One of the things that you do not want to do as host of a barbecue party is to run out of food. It is much better to wind up with leftovers. That said, you do not want to waste food either. When planning how much barbecue per person, you should take a few factors into account.
It is possible to serve as many as 30 guests using a single grill without too much trouble. Gender is one of the important factors to consider and age is another. Generally speaking, young men will eat more than everyone else; however, this does vary from group to group. Note also that children typically eat the least of all the age groups so you will want to factor the number of younger guests in as well.

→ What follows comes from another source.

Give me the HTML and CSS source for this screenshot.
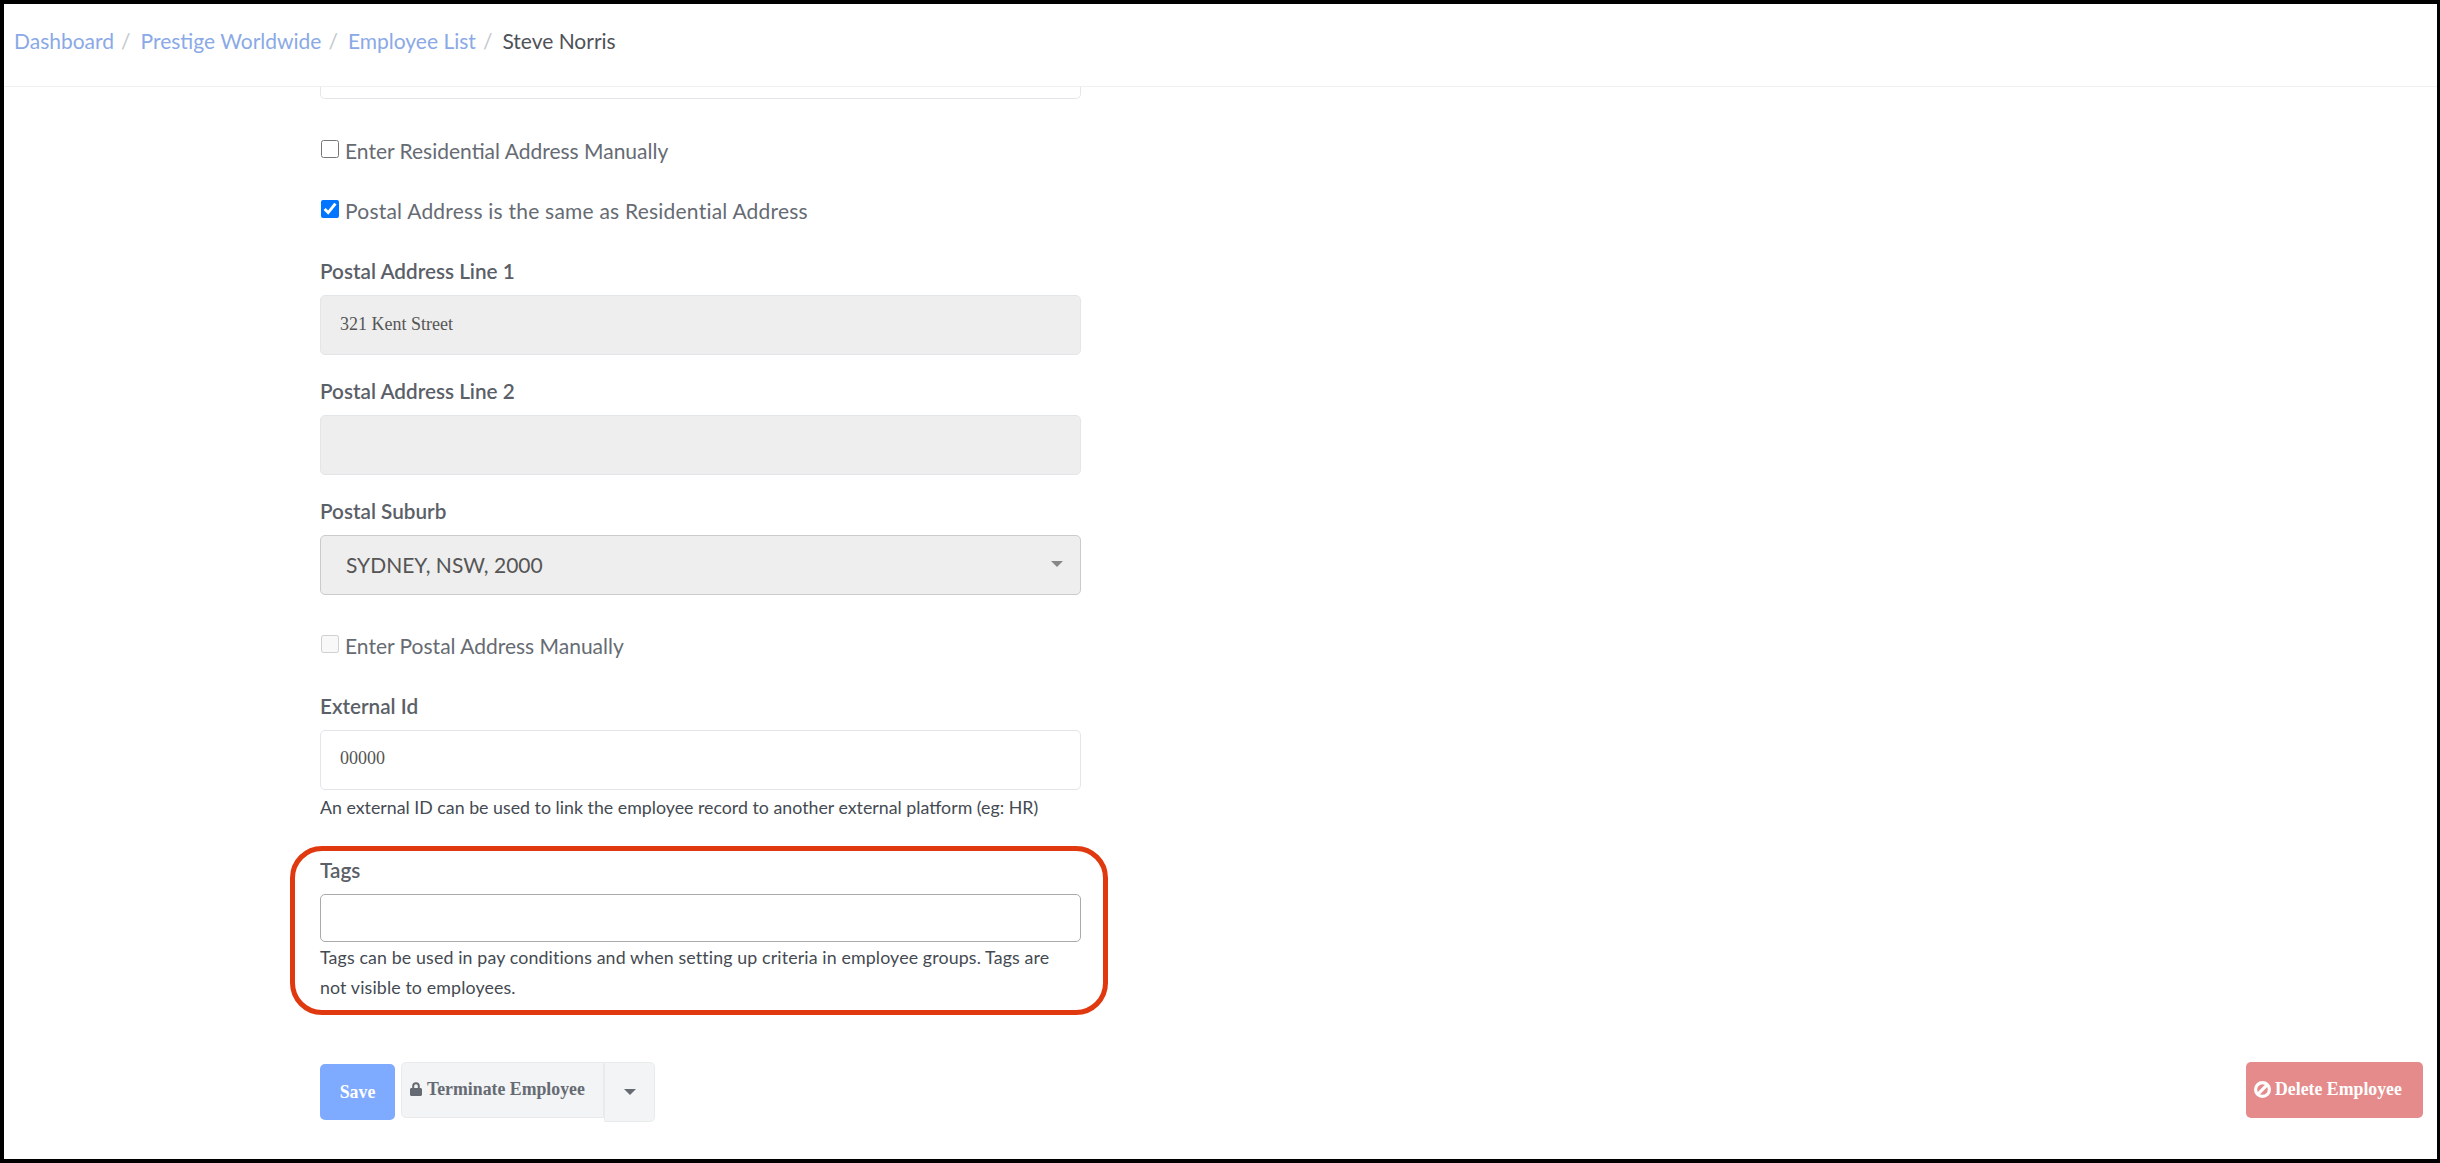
FILE: index.html
```html
<!DOCTYPE html>
<html lang="en">
<head>
<meta charset="utf-8">
<title>Steve Norris</title>
<link rel="stylesheet" href="styles.css">
</head>
<body>
<div class="frame">
  <nav class="crumbs">
    <a class="crumb-link">Dashboard</a><span class="crumb-sep">/</span>
    <a class="crumb-link">Prestige Worldwide</a><span class="crumb-sep">/</span>
    <a class="crumb-link">Employee List</a><span class="crumb-sep">/</span>
    <span class="crumb-current">Steve Norris</span>
  </nav>
  <main class="content">
    <form class="form">
      <div class="stub"></div>
      <label class="check check-first"><input type="checkbox" class="box"><span>Enter Residential Address Manually</span></label>
      <label class="check check-next"><input type="checkbox" class="box" checked><span>Postal Address is the same as Residential Address</span></label>

      <div class="field field-wide">
        <div class="label">Postal Address Line 1</div>
        <input class="control control-disabled" type="text" value="321 Kent Street" disabled>
      </div>
      <div class="field">
        <div class="label">Postal Address Line 2</div>
        <input class="control control-disabled" type="text" disabled>
      </div>
      <div class="field">
        <div class="label">Postal Suburb</div>
        <div class="select">
          <span>SYDNEY, NSW, 2000</span>
          <svg class="select-caret" width="12" height="6" viewBox="0 0 12 6"><path d="M0 0h12L6 6z"/></svg>
        </div>
      </div>
      <label class="check check-muted"><input type="checkbox" class="box" disabled><span>Enter Postal Address Manually</span></label>
      <div class="field field-wide">
        <div class="label">External Id</div>
        <input class="control" type="text" value="00000">
        <div class="help">An external ID can be used to link the employee record to another external platform (eg: HR)</div>
      </div>
      <div class="field field-tags">
        <div class="highlight"></div>
        <div class="label">Tags</div>
        <input class="control control-tags" type="text">
        <div class="help help-tags">Tags can be used in pay conditions and when setting up criteria in employee groups. Tags are not visible to employees.</div>
      </div>
    </form>
    <div class="actions">
      <div class="actions-left">
        <button class="btn btn-save" type="button">Save</button>
        <button class="btn btn-terminate" type="button">
          <svg class="icon" width="12" height="14" viewBox="0 0 12 14"><path d="M2.200 6V4a3.800 3.800 0 0 1 7.600 0v2h.7c.8 0 1.500.7 1.500 1.500v5c0 .8-.7 1.500-1.500 1.500h-9C.7 14 0 13.300 0 12.500v-5C0 6.700.7 6 1.500 6zm2 0h3.600V4a1.800 1.800 0 0 0-3.600 0z"/></svg>
          Terminate Employee
        </button>
        <button class="btn btn-caret" type="button" aria-label="More">
          <svg width="12" height="6" viewBox="0 0 12 6"><path d="M0 0h12L6 6z"/></svg>
        </button>
      </div>
      <button class="btn btn-delete" type="button">
        <svg class="icon" width="17" height="17" viewBox="0 0 16 16"><circle cx="8" cy="8" r="6.500" fill="none" stroke="currentColor" stroke-width="3"/><path d="M3.500 12.500l9-9" stroke="currentColor" stroke-width="3"/></svg>
        Delete Employee
      </button>
    </div>
  </main>
</div>
</body>
</html>
```
FILE: styles.css
```css
* { box-sizing: border-box; }
html, body { margin: 0; padding: 0; background: #000; }
.frame {
  height: 1163px;
  overflow: hidden;
  background: #fff;
  border-style: solid;
  border-color: #000;
  border-width: 4px 3px 4px 4px;
  font-family: Lato, "Liberation Sans", sans-serif;
  color: #666b73;
}
.crumbs {
  display: flex;
  align-items: center;
  height: 83px;
  padding: 0 0 10px 10px;
  border-bottom: 1px solid #eef0f2;
  font-size: 21px;
}
.crumb-link { color: #8aa9e6; }
.crumb-sep { color: #c4c8cc; margin: 0 10px 0 7px; }
.crumb-current { color: #4f5257; }
.content { padding: 0 14px 0 316px; }
.form { width: 761px; }
.stub {
  height: 12px;
  border: 1px solid #e3e6e8;
  border-top: 0;
  border-radius: 0 0 5px 5px;
}
.check {
  display: flex;
  align-items: flex-start;
  height: 30px;
  line-height: 28px;
  font-size: 21px;
  color: #666b73;
}
.check-first { margin-top: 38px; }
.check-next { margin-top: 30px; letter-spacing: .22px; }
.check-muted { margin-top: 37px; }
.box {
  width: 18px;
  height: 18px;
  margin: 3px 6px 0 1px;
  flex: none;
}
.field { margin-top: 25px; }
.field-wide { margin-top: 33px; }
.field-tags { margin-top: 37px; position: relative; }
.label {
  height: 24px;
  line-height: 23px;
  margin-bottom: 11px;
  font-size: 20.700px;
  font-weight: 600;
  color: #5b6068;
}
.control {
  display: block;
  width: 100%;
  height: 60px;
  padding: 0 19px 3px;
  border: 1px solid #e3e6e8;
  border-radius: 5px;
  background: #fff;
  font-family: "Liberation Serif", serif;
  font-size: 18px;
  color: #555;
  outline: 0;
}
.control-disabled { padding-bottom: 1px; background: #eee; opacity: 1; color: #555; -webkit-text-fill-color: #555; }
.control-tags { height: 48px; border-color: #aaa; }
.select {
  display: flex;
  align-items: center;
  justify-content: space-between;
  height: 60px;
  padding: 0 17px 2px 25px;
  border: 1px solid #c9cbcd;
  border-radius: 5px;
  background: #eee;
  font-size: 21px;
  color: #555;
}
.select-caret { fill: #888; }
.help {
  height: 30px;
  line-height: 30px;
  margin-top: 2px;
  font-size: 17.800px;
  color: #444a52;
}
.help-tags { height: 60px; margin-top: 0; padding-right: 22px; letter-spacing: .13px; }
.highlight {
  position: absolute;
  top: -13px;
  left: -30px;
  right: -27px;
  height: 169px;
  border: 5px solid #e0390f;
  border-radius: 32px;
}
.actions {
  display: flex;
  justify-content: space-between;
  align-items: flex-start;
  margin-top: 60px;
}
.actions-left { display: flex; align-items: flex-start; }
.btn {
  display: flex;
  align-items: center;
  justify-content: flex-start;
  gap: 5px;
  height: 56px;
  padding: 0;
  border: 1px solid transparent;
  border-radius: 5px;
  font-family: "Liberation Serif", serif;
  font-size: 17.800px;
  font-weight: 700;
  white-space: nowrap;
}
.btn-save { width: 75px; margin-top: 2px; justify-content: center; background: #7eaaff; color: #fff; }
.btn-terminate {
  width: 203px;
  margin-left: 6px;
  padding: 0 0 2px 8px;
  background: #f3f4f6;
  border-color: #e9eaec;
  border-radius: 5px 0 0 5px;
  color: #666b73;
}
.btn-caret {
  width: 51px;
  height: 60px;
  justify-content: center;
  background: #f3f4f6;
  border-color: #e9eaec;
  border-radius: 0 5px 5px 0;
  color: #666b73;
}
.btn-caret svg { fill: #666b73; }
.btn-delete {
  width: 177px;
  padding: 0 0 2px 7px;
  gap: 4px;
  background: #e58b8b;
  color: #fff;
}
.icon { fill: currentColor; flex: none; }
```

You should certainly determine whether there are any people who do not eat meat among your guests. You will have to find meat alternatives for them.
How much food overall
Will the meat be the star of the show? How many sides do you plan to serve along with it? If your barbecue is going to center around meat, you will need more per person. If you plan on having multiple sides, you can opt for less meat. For example:
Expect a rack of ribs to serve two adults, if ribs will be the only meat or if there are only two or three sides. If you are serving multiple types of meat or more than three sides, expect it to serve three or more.
Plan for two chicken pieces per person if chicken is the only item or if you are only serving two or three sides; one per person with other meats and more than three sides.
Plan for two burgers per person with two or three sides or other meats. For pulled or sliced meat, a pound should serve three people; 4 people if there are multiple types of meat or more than three sides. Note that this refers to the weight of the cooked meat, not the weight of the raw meat.
Starting weight vs. raw
When grilling meat, you have to consider the fact that it will lose a considerable amount of weight after being trimmed and losing water as a part of the cooking process. In some cases, the weight printed on the package and the finished weight can differ dramatically. This means that you need to be conservative with your planning.
While ribs and chicken do not lose a large amount of their starting weight, other meats do. With brisket, expect to lose up to 45 to 50 percent of the raw weight. You will get about 10 pounds of cooked brisket for every 20 pounds of raw brisket that you smoke. Burgers made with 80/20 ground beef will usually lose about a third of their starting weight by the time they come off the grill. Pork loin will also lose approximately a third of its starting weight.
Bone-in or boneless cuts
If you plan to serve boneless cuts, you will need at least 4 ounces per person. Ideally, you should serve each guest about 6 ounces. For bone-in cuts like T-bone steaks, plan for 12 ounces per guest; the ideal serving size will be around 16 ounces.